-- start --
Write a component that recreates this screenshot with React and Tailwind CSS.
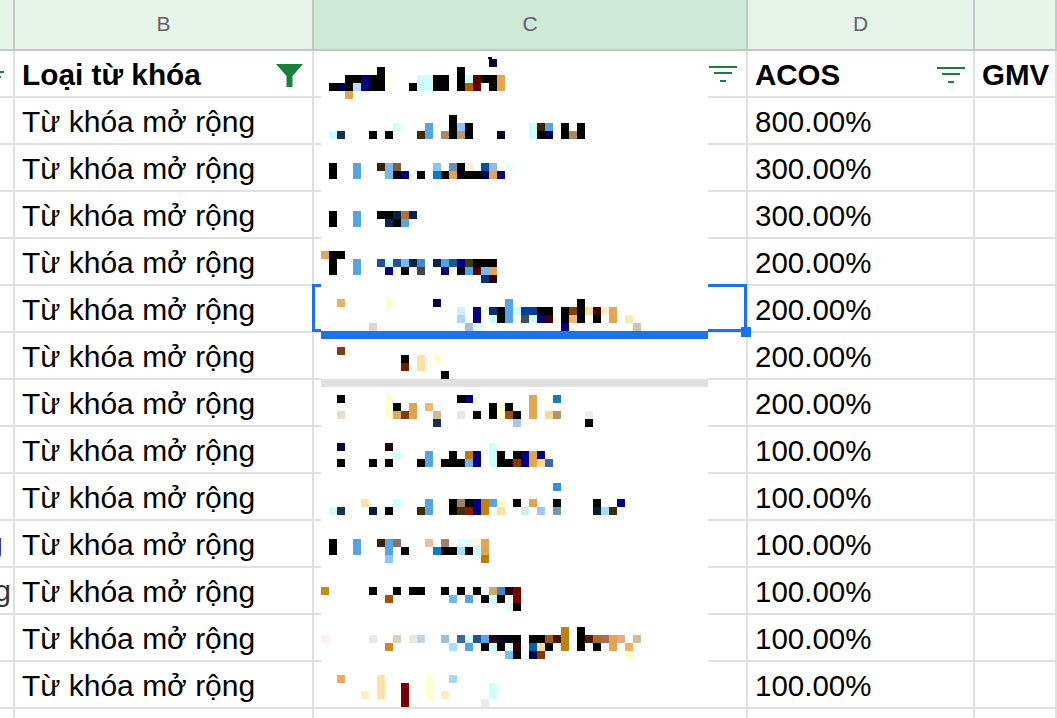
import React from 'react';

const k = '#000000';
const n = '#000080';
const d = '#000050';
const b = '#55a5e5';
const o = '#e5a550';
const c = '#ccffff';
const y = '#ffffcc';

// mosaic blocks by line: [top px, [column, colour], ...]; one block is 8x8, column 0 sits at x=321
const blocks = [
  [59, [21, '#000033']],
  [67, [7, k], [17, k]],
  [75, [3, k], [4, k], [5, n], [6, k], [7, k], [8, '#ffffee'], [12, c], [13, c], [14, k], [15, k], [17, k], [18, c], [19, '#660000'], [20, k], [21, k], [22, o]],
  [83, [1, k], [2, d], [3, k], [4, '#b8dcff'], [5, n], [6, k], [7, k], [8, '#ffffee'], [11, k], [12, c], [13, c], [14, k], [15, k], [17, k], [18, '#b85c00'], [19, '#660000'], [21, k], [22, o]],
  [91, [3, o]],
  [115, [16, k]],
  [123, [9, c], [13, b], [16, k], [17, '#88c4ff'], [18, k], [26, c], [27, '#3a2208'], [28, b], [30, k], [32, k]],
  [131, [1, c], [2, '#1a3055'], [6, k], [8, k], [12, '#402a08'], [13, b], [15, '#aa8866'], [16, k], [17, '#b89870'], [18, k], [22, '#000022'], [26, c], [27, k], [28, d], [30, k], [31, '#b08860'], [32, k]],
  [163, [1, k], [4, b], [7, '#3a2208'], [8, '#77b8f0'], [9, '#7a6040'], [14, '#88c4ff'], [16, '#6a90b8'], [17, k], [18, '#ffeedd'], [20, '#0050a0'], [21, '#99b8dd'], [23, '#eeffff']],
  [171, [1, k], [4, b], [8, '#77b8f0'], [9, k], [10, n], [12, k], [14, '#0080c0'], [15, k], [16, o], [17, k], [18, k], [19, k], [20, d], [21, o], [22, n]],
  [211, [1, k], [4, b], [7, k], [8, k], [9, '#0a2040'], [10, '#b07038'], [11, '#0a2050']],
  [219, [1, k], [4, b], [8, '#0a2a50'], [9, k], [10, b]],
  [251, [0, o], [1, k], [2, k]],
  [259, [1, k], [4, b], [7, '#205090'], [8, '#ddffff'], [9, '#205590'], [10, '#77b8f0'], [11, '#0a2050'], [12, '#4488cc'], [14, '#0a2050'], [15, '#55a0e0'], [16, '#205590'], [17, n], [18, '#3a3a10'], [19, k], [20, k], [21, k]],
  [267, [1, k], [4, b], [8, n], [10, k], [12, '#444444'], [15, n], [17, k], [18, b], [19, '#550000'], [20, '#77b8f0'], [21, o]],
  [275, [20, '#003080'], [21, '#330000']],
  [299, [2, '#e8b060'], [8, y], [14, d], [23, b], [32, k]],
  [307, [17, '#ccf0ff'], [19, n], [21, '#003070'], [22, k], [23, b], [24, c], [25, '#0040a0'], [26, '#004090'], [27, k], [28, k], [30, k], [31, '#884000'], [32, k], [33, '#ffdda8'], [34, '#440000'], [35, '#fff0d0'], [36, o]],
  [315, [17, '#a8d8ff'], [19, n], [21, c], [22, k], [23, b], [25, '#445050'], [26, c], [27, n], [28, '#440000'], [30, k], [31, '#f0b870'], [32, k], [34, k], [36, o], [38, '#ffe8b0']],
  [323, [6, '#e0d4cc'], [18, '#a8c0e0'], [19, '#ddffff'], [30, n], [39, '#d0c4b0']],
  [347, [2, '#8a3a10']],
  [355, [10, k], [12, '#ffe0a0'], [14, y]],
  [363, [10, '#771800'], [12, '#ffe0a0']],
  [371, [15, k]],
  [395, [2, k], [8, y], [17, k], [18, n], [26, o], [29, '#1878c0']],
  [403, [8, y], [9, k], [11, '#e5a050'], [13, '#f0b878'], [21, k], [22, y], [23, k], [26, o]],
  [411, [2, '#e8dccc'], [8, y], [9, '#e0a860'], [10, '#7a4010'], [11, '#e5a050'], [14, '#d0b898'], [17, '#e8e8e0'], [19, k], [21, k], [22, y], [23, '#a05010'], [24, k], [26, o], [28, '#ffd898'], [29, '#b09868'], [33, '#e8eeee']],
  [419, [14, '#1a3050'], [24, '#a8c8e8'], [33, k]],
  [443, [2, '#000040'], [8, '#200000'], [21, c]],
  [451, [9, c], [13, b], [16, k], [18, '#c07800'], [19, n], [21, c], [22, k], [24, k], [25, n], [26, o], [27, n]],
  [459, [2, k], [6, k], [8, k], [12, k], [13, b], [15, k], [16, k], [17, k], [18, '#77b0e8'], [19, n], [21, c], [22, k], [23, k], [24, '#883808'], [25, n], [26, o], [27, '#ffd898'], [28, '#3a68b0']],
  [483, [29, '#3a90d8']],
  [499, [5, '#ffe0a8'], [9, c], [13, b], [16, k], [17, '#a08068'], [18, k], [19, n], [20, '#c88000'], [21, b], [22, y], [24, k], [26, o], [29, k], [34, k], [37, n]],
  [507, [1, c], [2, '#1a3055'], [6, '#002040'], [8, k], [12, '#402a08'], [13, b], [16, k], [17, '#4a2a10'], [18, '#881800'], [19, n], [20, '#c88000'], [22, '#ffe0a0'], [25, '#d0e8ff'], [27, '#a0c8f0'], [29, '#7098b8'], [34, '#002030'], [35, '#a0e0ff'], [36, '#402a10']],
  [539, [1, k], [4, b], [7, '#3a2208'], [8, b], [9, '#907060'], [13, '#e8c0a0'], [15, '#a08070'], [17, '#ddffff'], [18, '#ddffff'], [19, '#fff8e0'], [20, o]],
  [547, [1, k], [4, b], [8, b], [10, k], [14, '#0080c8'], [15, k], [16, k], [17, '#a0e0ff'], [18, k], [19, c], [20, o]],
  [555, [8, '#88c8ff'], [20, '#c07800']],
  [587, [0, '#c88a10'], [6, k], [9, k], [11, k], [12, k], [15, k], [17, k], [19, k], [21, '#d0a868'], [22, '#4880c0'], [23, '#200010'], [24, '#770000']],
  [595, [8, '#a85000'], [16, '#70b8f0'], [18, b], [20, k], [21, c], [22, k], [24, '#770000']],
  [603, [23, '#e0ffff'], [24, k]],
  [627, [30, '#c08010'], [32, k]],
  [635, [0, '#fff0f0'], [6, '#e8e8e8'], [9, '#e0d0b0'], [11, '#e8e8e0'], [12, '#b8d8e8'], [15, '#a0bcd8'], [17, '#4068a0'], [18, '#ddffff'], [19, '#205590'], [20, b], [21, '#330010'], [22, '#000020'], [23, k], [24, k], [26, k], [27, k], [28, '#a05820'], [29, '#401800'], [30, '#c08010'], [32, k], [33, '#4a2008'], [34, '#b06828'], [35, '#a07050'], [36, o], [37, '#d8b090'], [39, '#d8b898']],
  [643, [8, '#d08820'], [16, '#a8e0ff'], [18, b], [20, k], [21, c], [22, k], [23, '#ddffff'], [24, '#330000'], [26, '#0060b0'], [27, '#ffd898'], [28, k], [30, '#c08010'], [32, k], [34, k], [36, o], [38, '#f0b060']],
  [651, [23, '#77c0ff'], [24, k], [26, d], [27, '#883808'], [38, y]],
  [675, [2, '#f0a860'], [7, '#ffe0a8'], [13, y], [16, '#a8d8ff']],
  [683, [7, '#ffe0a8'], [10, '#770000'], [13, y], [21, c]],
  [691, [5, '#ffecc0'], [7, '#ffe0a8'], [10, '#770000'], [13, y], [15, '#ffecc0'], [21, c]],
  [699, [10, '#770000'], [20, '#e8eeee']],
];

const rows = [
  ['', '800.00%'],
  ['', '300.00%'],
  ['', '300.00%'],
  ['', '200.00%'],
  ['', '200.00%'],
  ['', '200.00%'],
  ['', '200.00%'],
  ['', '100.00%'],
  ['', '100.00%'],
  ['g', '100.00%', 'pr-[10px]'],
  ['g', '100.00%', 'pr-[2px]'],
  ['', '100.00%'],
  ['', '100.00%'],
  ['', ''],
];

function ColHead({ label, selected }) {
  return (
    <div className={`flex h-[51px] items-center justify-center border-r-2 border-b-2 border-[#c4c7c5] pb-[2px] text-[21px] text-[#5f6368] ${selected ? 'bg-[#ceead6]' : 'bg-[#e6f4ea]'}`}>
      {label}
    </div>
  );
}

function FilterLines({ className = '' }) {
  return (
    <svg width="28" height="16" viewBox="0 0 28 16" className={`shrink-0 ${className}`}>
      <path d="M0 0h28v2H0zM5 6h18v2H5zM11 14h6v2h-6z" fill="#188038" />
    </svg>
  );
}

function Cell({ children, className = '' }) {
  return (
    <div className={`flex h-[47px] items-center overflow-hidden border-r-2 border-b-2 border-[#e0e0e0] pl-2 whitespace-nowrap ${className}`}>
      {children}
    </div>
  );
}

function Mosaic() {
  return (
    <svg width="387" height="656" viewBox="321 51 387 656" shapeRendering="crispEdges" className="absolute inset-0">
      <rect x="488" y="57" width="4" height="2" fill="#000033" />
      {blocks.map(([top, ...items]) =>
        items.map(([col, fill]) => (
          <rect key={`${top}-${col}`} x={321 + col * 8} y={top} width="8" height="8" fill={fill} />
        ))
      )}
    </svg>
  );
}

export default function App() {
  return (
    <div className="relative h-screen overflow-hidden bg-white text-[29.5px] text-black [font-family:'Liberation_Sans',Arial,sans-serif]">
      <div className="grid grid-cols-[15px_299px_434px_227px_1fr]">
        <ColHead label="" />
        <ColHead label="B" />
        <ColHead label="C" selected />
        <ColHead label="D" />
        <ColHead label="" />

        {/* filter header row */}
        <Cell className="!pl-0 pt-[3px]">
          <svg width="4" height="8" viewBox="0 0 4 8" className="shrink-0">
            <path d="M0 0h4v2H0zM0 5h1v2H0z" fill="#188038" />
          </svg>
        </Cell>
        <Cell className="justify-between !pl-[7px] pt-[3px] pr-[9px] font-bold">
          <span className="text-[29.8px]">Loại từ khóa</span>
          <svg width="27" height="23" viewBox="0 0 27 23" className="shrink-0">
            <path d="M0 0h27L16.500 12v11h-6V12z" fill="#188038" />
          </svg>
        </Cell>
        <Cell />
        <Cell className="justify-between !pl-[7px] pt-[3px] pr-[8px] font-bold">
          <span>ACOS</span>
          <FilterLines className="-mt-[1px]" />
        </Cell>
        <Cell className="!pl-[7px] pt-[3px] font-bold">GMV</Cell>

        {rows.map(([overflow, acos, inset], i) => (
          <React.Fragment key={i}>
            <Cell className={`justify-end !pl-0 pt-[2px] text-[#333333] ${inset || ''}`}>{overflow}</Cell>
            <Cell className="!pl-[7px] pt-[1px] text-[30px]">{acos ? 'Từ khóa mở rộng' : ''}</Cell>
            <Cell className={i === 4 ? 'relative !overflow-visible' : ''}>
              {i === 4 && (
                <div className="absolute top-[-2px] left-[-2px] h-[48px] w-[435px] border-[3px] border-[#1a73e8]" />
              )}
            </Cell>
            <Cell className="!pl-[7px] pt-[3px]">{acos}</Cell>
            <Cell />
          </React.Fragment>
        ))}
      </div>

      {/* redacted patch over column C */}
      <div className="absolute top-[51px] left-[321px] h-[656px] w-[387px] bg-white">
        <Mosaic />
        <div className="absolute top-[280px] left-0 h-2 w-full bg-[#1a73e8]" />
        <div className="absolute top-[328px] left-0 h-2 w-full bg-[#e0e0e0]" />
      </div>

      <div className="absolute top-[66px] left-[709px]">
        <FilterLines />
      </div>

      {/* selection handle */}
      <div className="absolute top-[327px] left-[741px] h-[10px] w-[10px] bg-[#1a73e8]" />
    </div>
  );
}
-- end --
● DIRECTION
With the pictures left out, restate word for word every line of the data above, from the first down to the line that contains "const y = '#ffffcc';".

● EXERCISE RESULT
Write a component that recreates this screenshot with React and Tailwind CSS.
import React from 'react';

const k = '#000000';
const n = '#000080';
const d = '#000050';
const b = '#55a5e5';
const o = '#e5a550';
const c = '#ccffff';
const y = '#ffffcc';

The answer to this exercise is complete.